Nie. Não ia ser na última hora que eu ia estragar tudo. :)
Hamburgo e a Alemanha
A Alemanha tem uma particularidade em relação aos outros grandes países europeus: é extremamente descentralizada. Em outras palavras, não existe UMA cidade que represente a Alemanha da forma que Paris representa a Franca ou Londres representa o Reino Unido (uma forma indiscutível de verificar isso é checando o grau da participação dessas metrópoles no PIB nacional, ou percentual de população nacional que vive nas regiões metropolitanas dessas cidades). Isso acontece basicamente devido a motivos históricos: cada Burg (burgo, cidade) representava o centro de pequenos principados e territórios regionais, cada um com história, cultura e dialeto próprio; e até Hitler (que tentou criar um espírito, inédito até então, de nação alemã), a ideia de Alemanha unificada era nada menos do que uma mera formalidade geopolítica para muitos alemães.

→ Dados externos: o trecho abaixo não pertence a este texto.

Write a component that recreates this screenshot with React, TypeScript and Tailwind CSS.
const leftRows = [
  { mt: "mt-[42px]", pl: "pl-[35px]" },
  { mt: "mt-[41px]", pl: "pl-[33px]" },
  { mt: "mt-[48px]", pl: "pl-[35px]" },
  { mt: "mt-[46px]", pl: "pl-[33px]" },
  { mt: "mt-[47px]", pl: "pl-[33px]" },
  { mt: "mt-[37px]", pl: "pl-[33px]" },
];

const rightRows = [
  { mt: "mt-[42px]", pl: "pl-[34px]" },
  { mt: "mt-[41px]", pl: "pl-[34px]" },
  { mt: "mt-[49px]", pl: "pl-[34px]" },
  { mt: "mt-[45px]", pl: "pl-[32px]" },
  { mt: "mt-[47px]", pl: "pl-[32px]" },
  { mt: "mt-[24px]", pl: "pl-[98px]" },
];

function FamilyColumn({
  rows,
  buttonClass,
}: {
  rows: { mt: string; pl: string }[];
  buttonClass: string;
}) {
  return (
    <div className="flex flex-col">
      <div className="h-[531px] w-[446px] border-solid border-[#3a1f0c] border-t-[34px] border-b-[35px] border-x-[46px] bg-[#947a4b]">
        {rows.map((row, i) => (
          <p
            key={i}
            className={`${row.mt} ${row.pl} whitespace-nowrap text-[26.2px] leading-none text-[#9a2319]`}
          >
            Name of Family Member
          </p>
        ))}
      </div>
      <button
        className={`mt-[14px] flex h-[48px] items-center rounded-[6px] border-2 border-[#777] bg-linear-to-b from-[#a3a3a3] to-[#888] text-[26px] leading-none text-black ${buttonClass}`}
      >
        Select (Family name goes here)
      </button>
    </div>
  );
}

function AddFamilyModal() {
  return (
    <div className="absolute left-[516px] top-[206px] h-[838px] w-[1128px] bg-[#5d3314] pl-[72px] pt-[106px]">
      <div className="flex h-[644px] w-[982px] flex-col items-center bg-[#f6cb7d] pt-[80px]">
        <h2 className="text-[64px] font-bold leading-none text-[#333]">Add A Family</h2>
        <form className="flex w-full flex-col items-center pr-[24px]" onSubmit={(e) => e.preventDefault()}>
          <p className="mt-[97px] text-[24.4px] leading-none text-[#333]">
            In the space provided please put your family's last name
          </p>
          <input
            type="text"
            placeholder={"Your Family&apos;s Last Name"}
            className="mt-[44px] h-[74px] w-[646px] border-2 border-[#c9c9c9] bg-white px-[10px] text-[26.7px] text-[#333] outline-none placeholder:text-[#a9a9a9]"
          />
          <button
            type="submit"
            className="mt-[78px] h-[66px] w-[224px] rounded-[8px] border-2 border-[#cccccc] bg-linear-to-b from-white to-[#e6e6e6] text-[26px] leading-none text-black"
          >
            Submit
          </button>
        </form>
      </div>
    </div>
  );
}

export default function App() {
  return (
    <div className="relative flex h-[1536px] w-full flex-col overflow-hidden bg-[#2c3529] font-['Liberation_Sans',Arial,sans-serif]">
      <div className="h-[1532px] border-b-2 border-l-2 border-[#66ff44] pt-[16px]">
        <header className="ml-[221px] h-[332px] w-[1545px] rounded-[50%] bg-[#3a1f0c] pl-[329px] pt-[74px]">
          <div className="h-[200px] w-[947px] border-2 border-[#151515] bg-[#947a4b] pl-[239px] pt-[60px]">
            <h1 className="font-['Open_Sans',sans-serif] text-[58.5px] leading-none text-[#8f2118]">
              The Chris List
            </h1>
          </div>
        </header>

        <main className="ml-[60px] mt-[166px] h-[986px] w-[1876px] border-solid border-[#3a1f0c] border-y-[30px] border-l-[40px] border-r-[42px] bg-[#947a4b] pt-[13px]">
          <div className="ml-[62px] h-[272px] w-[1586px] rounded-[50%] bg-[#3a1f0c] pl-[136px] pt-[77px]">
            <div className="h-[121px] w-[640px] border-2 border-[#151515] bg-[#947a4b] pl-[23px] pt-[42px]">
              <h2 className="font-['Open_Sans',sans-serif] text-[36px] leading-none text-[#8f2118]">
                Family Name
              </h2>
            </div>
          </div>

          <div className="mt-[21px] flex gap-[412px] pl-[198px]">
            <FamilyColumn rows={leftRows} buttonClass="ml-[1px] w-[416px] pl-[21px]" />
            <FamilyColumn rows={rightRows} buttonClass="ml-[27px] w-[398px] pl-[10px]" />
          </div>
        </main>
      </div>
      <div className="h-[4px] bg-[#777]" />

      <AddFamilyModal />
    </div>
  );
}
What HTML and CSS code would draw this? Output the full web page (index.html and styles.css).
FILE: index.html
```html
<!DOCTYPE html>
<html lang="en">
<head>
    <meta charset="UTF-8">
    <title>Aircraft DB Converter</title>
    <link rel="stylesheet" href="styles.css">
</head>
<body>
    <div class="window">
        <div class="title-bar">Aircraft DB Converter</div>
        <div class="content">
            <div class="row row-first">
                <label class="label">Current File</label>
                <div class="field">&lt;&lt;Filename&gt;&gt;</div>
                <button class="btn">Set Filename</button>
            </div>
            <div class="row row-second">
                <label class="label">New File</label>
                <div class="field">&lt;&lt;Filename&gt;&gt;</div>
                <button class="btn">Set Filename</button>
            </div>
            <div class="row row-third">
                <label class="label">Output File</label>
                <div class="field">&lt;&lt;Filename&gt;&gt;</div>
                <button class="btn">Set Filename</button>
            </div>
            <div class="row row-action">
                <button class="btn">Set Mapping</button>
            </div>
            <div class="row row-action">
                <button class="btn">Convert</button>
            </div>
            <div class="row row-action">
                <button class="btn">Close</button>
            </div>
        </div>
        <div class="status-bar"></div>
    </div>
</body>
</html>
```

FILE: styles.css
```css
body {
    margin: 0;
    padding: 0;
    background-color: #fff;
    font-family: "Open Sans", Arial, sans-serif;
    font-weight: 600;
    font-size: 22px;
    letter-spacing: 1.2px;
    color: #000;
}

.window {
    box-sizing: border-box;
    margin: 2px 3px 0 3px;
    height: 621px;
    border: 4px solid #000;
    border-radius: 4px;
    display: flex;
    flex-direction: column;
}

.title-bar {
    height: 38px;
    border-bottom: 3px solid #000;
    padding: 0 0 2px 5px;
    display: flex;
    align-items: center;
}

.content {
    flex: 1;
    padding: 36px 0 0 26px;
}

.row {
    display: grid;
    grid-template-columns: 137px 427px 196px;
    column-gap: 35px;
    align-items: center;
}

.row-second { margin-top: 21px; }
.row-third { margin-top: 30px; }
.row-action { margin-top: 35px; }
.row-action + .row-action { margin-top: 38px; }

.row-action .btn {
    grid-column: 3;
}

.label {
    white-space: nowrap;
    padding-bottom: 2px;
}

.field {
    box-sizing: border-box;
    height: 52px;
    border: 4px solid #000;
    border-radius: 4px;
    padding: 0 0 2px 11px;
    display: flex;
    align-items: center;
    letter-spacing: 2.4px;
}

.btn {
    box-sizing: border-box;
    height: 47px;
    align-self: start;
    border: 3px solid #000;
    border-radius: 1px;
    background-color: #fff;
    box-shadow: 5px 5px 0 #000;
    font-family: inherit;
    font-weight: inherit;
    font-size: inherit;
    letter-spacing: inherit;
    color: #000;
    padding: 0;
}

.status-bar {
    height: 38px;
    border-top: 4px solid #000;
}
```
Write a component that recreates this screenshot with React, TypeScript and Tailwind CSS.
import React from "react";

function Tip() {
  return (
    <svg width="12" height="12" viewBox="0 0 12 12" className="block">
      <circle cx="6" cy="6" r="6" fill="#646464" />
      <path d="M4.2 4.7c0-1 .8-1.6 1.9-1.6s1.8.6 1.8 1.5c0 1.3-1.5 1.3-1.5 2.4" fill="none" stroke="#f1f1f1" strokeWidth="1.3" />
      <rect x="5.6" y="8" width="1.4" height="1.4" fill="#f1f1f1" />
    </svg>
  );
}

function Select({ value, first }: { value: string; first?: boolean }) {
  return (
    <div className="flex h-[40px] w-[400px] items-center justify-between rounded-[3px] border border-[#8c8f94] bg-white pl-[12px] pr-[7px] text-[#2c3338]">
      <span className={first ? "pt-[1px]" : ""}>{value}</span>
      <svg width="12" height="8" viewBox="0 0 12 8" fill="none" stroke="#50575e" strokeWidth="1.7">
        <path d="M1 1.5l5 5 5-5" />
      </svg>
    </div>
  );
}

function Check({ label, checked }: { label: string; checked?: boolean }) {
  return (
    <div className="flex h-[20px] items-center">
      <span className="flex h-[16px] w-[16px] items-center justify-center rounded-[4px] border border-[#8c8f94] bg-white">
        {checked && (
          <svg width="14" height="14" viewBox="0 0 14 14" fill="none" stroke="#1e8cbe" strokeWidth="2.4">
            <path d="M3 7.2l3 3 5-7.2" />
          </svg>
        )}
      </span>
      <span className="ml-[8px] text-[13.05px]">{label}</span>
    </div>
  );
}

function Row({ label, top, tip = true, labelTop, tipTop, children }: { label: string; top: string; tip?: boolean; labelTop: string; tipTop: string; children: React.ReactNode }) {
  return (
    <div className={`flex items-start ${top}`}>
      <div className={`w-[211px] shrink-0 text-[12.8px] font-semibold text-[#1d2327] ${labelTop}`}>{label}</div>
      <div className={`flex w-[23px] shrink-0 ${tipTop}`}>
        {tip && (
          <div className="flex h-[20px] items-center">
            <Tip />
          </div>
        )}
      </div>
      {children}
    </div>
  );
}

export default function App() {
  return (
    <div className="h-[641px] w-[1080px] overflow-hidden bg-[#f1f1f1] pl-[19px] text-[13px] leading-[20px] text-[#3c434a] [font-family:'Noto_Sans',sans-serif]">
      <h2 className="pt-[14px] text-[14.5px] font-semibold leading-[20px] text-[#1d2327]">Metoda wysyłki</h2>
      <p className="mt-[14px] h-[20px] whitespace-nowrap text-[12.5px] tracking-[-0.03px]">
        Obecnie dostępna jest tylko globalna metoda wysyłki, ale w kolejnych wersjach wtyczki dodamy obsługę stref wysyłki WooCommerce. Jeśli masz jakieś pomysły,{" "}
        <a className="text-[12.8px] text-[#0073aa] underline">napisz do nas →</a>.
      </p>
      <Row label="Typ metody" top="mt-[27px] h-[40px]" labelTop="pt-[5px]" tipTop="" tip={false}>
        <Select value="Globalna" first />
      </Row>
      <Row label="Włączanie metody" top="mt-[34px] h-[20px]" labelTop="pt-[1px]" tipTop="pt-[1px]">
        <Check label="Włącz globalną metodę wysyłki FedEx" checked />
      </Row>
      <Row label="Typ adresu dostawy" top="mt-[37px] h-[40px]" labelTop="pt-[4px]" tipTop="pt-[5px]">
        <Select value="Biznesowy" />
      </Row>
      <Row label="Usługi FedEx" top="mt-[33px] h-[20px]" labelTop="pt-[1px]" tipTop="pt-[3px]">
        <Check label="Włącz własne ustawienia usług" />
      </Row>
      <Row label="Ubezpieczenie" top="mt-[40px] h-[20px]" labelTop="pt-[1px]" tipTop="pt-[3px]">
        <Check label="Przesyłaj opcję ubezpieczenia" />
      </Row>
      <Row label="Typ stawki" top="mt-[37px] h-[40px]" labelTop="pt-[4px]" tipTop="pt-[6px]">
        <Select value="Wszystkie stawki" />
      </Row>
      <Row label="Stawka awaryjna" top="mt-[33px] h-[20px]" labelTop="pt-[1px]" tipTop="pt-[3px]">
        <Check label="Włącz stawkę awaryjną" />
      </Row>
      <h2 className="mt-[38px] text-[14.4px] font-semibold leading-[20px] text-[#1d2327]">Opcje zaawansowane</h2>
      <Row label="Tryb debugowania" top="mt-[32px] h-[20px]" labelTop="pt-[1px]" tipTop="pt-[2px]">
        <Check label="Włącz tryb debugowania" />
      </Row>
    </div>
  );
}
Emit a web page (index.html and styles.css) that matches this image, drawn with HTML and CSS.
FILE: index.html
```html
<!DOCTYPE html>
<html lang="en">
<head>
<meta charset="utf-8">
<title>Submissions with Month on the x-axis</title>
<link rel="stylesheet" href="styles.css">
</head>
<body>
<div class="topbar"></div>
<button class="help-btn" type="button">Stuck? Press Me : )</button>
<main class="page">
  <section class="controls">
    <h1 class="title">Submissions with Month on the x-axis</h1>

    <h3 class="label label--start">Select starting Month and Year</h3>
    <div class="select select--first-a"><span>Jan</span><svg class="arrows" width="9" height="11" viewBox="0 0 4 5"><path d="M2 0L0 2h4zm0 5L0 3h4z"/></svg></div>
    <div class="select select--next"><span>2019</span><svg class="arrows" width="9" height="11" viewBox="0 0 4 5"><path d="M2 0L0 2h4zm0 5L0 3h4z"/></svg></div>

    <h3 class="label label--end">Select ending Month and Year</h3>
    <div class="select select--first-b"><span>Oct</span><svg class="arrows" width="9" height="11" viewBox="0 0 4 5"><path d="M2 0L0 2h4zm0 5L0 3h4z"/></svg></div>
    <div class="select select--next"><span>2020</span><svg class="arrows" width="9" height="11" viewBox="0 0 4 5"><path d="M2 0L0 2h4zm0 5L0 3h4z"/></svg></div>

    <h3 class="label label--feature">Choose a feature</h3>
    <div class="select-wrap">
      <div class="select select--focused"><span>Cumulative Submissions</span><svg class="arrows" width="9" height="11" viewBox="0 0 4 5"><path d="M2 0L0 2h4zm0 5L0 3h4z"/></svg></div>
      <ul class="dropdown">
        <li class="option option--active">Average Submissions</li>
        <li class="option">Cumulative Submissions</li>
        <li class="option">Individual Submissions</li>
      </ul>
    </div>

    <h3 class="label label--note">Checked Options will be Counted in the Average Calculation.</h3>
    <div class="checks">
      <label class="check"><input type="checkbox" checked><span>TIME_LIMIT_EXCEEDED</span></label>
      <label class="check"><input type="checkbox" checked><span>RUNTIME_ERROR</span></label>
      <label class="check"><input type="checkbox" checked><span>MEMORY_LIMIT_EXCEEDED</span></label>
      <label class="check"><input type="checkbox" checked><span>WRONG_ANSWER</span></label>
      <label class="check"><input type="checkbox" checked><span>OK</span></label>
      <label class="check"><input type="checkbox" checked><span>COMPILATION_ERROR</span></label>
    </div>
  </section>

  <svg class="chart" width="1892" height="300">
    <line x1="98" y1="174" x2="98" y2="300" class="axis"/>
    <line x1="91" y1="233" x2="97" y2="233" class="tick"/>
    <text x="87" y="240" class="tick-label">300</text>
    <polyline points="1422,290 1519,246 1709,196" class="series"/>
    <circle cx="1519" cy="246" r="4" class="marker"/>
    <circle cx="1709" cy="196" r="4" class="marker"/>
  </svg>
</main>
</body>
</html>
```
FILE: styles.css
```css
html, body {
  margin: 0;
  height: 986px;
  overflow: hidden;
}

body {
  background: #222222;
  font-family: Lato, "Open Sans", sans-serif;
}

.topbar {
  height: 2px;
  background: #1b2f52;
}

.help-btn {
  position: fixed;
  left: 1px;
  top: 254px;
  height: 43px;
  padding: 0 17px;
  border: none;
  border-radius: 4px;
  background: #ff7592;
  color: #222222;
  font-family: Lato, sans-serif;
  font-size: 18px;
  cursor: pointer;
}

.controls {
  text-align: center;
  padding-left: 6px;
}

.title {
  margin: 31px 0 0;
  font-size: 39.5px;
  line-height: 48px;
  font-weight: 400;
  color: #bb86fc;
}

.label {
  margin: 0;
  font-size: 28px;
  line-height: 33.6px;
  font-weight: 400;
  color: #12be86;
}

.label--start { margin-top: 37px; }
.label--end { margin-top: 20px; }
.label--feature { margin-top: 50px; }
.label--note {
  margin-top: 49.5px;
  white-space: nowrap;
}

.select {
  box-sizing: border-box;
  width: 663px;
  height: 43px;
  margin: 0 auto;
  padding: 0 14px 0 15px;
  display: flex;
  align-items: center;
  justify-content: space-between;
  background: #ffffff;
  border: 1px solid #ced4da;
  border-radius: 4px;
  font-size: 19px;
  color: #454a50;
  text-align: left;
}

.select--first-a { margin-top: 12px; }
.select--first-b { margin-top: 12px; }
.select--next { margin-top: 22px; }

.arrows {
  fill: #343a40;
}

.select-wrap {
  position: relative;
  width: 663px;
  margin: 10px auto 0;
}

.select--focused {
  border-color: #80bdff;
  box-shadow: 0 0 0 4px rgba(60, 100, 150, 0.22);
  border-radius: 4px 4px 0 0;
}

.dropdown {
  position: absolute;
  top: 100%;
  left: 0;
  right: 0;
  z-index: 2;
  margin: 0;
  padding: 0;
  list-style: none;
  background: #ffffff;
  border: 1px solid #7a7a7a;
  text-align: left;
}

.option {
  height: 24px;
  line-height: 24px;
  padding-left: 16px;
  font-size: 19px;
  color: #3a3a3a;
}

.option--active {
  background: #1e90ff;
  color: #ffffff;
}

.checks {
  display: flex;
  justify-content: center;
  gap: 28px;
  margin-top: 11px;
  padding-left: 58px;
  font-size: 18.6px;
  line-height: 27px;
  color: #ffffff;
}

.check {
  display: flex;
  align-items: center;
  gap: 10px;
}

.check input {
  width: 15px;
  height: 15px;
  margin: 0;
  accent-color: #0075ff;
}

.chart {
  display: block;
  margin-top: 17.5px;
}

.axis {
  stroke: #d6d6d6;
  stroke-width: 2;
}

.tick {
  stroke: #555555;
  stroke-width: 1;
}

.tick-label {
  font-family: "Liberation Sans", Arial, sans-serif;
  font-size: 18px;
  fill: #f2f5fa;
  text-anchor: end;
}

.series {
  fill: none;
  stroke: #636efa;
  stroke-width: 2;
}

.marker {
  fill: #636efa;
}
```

Alguns dizem a Alemanha é dividida por uma cruz: o Norte protestante, o Sul católico, o Oeste capitalista e rico, o Leste ainda se recuperando da experiência socialista. O resultado disso é que, para a “mentalidade alemã”, existem três metrópoles nacionais: Berlim, Hamburgo e Munique (que são as cidades com mais de um milhão de habitantes). Berlim é a antiga capital prussa que foi alçada a metrópole-central do Reich, por incômodas décadas mutilada pelo Muro e que atualmente representa o centro artístico e cultural do país, mas ainda muito atrás das outras grandes cidades no quesito econômico e de negócios. O típico berlinense seria o artista alternativo morando num loft com decoração absurdamente moderna em Kreuzberg. Munique é a rica metrópole do poderosíssimo estado da Baviera, que para os estrangeiros representa todos os clichês que temos de Alemanha, mas que para os alemães representa quase um país a parte (os dialetos bávaros são completamente incompreensíveis para os outros alemães) com o qual a maioria deles não se identifica. O típico habitante de Munique seria o homem de negócios, conservador e bem sucedido, com um comportamento um tanto-quanto bling bling, do tipo que vai esquiar logo ali, nos Alpes suíços ou austríacos, dirigindo sua Mercedes. Frankfurt? Frankfurt na verdade é nada mais que uma cidade média (500 mil habitantes – população de Juiz de Fora!) que tem o destaque internacional que tem por ser o caixa-forte da Alemanha e principal ponto de entrada do país, pelo aeroporto gigantesco nos arredores da cidade (#veneninho mode on: na verdade, os alemães em geral desprezam Frankfurt, por considerar a cidade chata, com os seus arranha-céus cheio de bancários comportadinhos demais no meio de uma cidade sem muita coisa divertida para fazer).
E Hamburgo? Hamburgo representa o ponto de contato da Alemanha com o mundo, por onde a Alemanha escoou sua produção e recebeu tudo o que importava do além-mar, a tradição hanseática do mar do Norte (a sigla HH, presente nas placas dos carros de Hamburgo vem de
Hansenstadt Hamburg, ou Cidade Hanseática de Hamburgo). Essa história faz com que Hamburgo se pareca em muitos aspectos mais com Copenhague e Danzig do que com Frankfurt ou Munique. Hamburgo olha para o mar, Hamburgo deve o seu sucesso econômico ao mar (as salas da Prefeitura tem enormes painéis exaltando a tradicao marítima da cidade). E essa tradicao de cidade hanseática dá a cidade um sentimento muito forte de independência, self-importance e certa superioridade em relacao ao resto da Alemanha (os hamburgueses ironicamente dizem que para eles, Berlim já é o Sul da Alemanha). Durante os anos de Alemanha dividida, Hamburgo perdeu muito da sua importância como porto, mas assumiu boa parte do papel econômico e cultural de Berlim para com o país, e atualmente “devolve” aos poucos esse destaque tomado de uma forma não muito satisfeita (o hamburguês típico sempre tem uma rivalidade saudável com Berlim). Mesmo assim, atualmente a cidade é ainda o centro da mídia alemã (as principais editoras e canais tem seus QG's na cidade), sede de 3 grandes conglomerados empresariais (Beiersdorf, Otto e Tchibo), um dos mais importantes centros aeroespaciais do mundo (a Airbus é uma das maiores empregadoras na cidade) e
somente é a regiao metropolitana mais rica da Europa depois de Londres e Bruxelas.